BIG ORANGE got out this press release over the weekend: We have been hearing too many stories lately of "close calls" by our crews out there on the roads. One of our workers in Humboldt County had to run out of the way while flagging this past week as a car plowed into the car in front of them who was stopped at a workzone cue. The vehicle was inches away from hitting our flagger as he sprinted out of the way. We want you ALL to please remember that our crews are out there working to keep the roads safe for you. They are mothers, fathers, brothers, sisters, grandparents and someones child. SLOW DOWN and pay attention, their lives are more important then whatever you might be doing to cause you to be distracted while driving. Please watch this video as a reminder of who we are because we are much more then men and women in vests and hard hats. Thank you.

A SONOMA COUNTY READER WRITES. " Our midnight rambler, Efren Carrillo, cashed his political chips the night he took his personal "welcome wagon" to the streets of late night west side Santa Rosa, only to have his dressed-in-his-underwear advances dismissed followed but duly noted by SRPD. As much as "Captain Underpants" tries to play it down, there's just no way a guy this clueless can remain in office. He didn't learn that you have to wait till you get to Sacramento to start ramping up the "benefits schedule" via your constituents. Next time, Bosco and his crew will be more discerning in their plug and play political game and install someone a bit more subdued, a bit more patient.
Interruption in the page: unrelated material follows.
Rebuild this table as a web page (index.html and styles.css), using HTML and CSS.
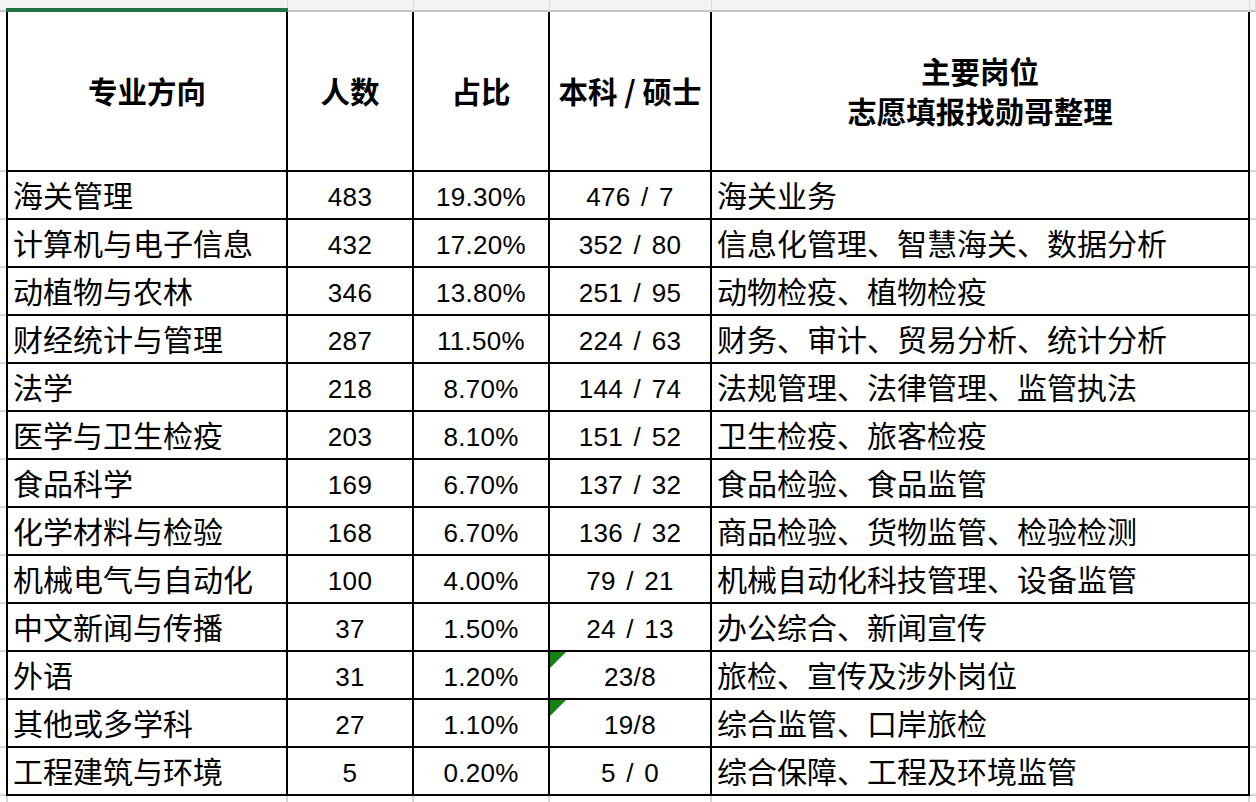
FILE: index.html
```html
<!DOCTYPE html>
<html lang="zh-CN">
<head>
<meta charset="utf-8">
<title>海关专业方向统计</title>
<link rel="stylesheet" href="styles.css">
</head>
<body>
<div class="sheet">
  <div class="colbar">
    <div class="ch ch-corner"></div>
    <div class="ch ch-a"><span class="sel"></span></div>
    <div class="ch ch-b"></div>
    <div class="ch ch-c"></div>
    <div class="ch ch-d"></div>
    <div class="ch ch-e"></div>
    <div class="ch ch-rest"></div>
  </div>
  <div class="main">
    <div class="gutter gutter-left">
      <div></div><div></div><div></div><div></div><div></div><div></div><div></div>
      <div></div><div></div><div></div><div></div><div></div><div></div><div></div>
    </div>
    <div class="grid">
      <div class="h">专业方向</div>
      <div class="h">人数</div>
      <div class="h">占比</div>
      <div class="h">本科 / 硕士</div>
      <div class="h h2">主要岗位<br>志愿填报找勋哥整理</div>

      <div class="t">海关管理</div><div class="n">483</div><div class="n">19.30%</div><div class="n">476 / 7</div><div class="t">海关业务</div>
      <div class="t">计算机与电子信息</div><div class="n">432</div><div class="n">17.20%</div><div class="n">352 / 80</div><div class="t">信息化管理、智慧海关、数据分析</div>
      <div class="t">动植物与农林</div><div class="n">346</div><div class="n">13.80%</div><div class="n">251 / 95</div><div class="t">动物检疫、植物检疫</div>
      <div class="t">财经统计与管理</div><div class="n">287</div><div class="n">11.50%</div><div class="n">224 / 63</div><div class="t">财务、审计、贸易分析、统计分析</div>
      <div class="t">法学</div><div class="n">218</div><div class="n">8.70%</div><div class="n">144 / 74</div><div class="t">法规管理、法律管理、监管执法</div>
      <div class="t">医学与卫生检疫</div><div class="n">203</div><div class="n">8.10%</div><div class="n">151 / 52</div><div class="t">卫生检疫、旅客检疫</div>
      <div class="t">食品科学</div><div class="n">169</div><div class="n">6.70%</div><div class="n">137 / 32</div><div class="t">食品检验、食品监管</div>
      <div class="t">化学材料与检验</div><div class="n">168</div><div class="n">6.70%</div><div class="n">136 / 32</div><div class="t">商品检验、货物监管、检验检测</div>
      <div class="t">机械电气与自动化</div><div class="n">100</div><div class="n">4.00%</div><div class="n">79 / 21</div><div class="t">机械自动化科技管理、设备监管</div>
      <div class="t">中文新闻与传播</div><div class="n">37</div><div class="n">1.50%</div><div class="n">24 / 13</div><div class="t">办公综合、新闻宣传</div>
      <div class="t">外语</div><div class="n">31</div><div class="n">1.20%</div><div class="n flag">23/8</div><div class="t">旅检、宣传及涉外岗位</div>
      <div class="t">其他或多学科</div><div class="n">27</div><div class="n">1.10%</div><div class="n flag">19/8</div><div class="t">综合监管、口岸旅检</div>
      <div class="t">工程建筑与环境</div><div class="n">5</div><div class="n">0.20%</div><div class="n">5 / 0</div><div class="t">综合保障、工程及环境监管</div>
    </div>
    <div class="gutter gutter-right">
      <div></div><div></div><div></div><div></div><div></div><div></div><div></div>
      <div></div><div></div><div></div><div></div><div></div><div></div><div></div>
    </div>
  </div>
  <div class="foot">
    <div class="f f-corner"></div>
    <div class="f f-a"></div>
    <div class="f f-b"></div>
    <div class="f f-c"></div>
    <div class="f f-d"></div>
    <div class="f f-e"></div>
    <div class="f f-rest"></div>
  </div>
</div>
</body>
</html>
```
FILE: styles.css
```css
html, body {
  margin: 0;
  padding: 0;
  background: #ffffff;
}

.sheet {
  width: 1256px;
  height: 802px;
  overflow: hidden;
  font-family: "Noto Sans CJK SC", "Liberation Sans", sans-serif;
  color: #000;
}

/* column header strip */
.colbar {
  display: flex;
  height: 12px;
}
.ch {
  height: 10px;
  background: #f3f3f3;
  border-bottom: 2px solid #c6c6c6;
  border-right: 1px solid #dcdcdc;
  box-sizing: content-box;
  position: relative;
}
.ch-corner { width: 6px; border-right: 0; }
.ch-a { width: 281px; }
.ch-b { width: 125px; }
.ch-c { width: 135px; }
.ch-d { width: 161px; }
.ch-e { width: 537px; }
.ch-rest { width: 5px; }
.sel {
  position: absolute;
  left: 0;
  right: -1px;
  bottom: -2px;
  height: 4px;
  background: #217346;
}

/* body */
.main {
  display: flex;
  align-items: flex-start;
}

.gutter {
  display: grid;
  grid-template-rows: 158px repeat(13, 46px);
  row-gap: 2px;
  background: #d6d6d6;
  padding-bottom: 2px;
}
.gutter div { background: #fff; }
.gutter-left { width: 6px; }
.gutter-right { flex: 1; }

.grid {
  display: grid;
  grid-template-columns: 278px 124px 134px 160px 536px;
  grid-template-rows: 158px repeat(13, 46px);
  gap: 2px;
  background: #000;
  border: 2px solid #000;
  border-top: 0;
}
.grid > div {
  background: #fff;
  display: flex;
  align-items: center;
  position: relative;
  white-space: nowrap;
}

.h {
  justify-content: center;
  text-align: center;
  font-weight: 700;
  font-size: 29.5px;
  line-height: 40px;
  padding-bottom: 2px;
}

.t {
  font-size: 30px;
  line-height: 40px;
  padding-left: 5px;
  padding-bottom: 2px;
}

.n {
  justify-content: center;
  font-family: "Liberation Sans", Arial, sans-serif;
  font-size: 26px;
  letter-spacing: 0.3px;
  word-spacing: 3px;
  line-height: 30px;
  padding-top: 4px;
}

.flag::before {
  content: "";
  position: absolute;
  left: 0;
  top: 0;
  border-style: solid;
  border-width: 16px 16px 0 0;
  border-color: #128012 transparent transparent transparent;
}

/* below the table */
.foot {
  display: flex;
  height: 6px;
}
.f {
  height: 6px;
  border-left: 2px solid #d6d6d6;
}
.f-corner { width: 6px; border-left: 0; }
.f-a { width: 278px; }
.f-b { width: 124px; }
.f-c { width: 134px; }
.f-d { width: 160px; }
.f-e { width: 536px; }
.f-rest { flex: 1; }
```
Notice that that big ham headed dude Gore , a total product of the Dem machine, keeps his personal life in far. Irv Sutley and I are plotting. Be unconcerned. Be VERY unconcerned."

THE SUPERVISORS have been busy lately, and so has the Major. His extensive coverage of the recently released Kemper Mental Health Audit Report, plus the big Promotional Alliance tax giveaway, Judge Nadel's ruling that the proposed Proposition 172 Initiative is unconstitutional and must be withdrawn or resubmitted, and some pointed complaints about AT&T's poor local service is too long for print but can be found on the ava's ultra-cool website at:

Kemper Report:

Promo Giveaway:

Prop 172:


One Comment

  1. Nate Collins March 3, 2016

    Okay I was looking for the context in Off the Record to make this comment about homelessness. Here it is. Okay if someone is passing out tents which is exacerbating the problem then they are a troublemaker. Who is to say that this or any other pressing social issue doesn’t call for some creative troublemaking? The status quo is obviously not working and we couldn’t sweep this under the rug if we tried. So is it good for this inequality to be in our face everyday? That is the question, “Is it good to have the issue of inequality in our face all of the time? Well I think in some ways yes. The truly unfair thing in the whole equation is that the really wealthy will always have their neighborhood clean and tidy while the rest of us suffer the brunt of the dregs and the grime. If your “commons” is private and exclusive well then maybe you don’t care about the public commons. It’s the rest of us whose quality of life goes way down.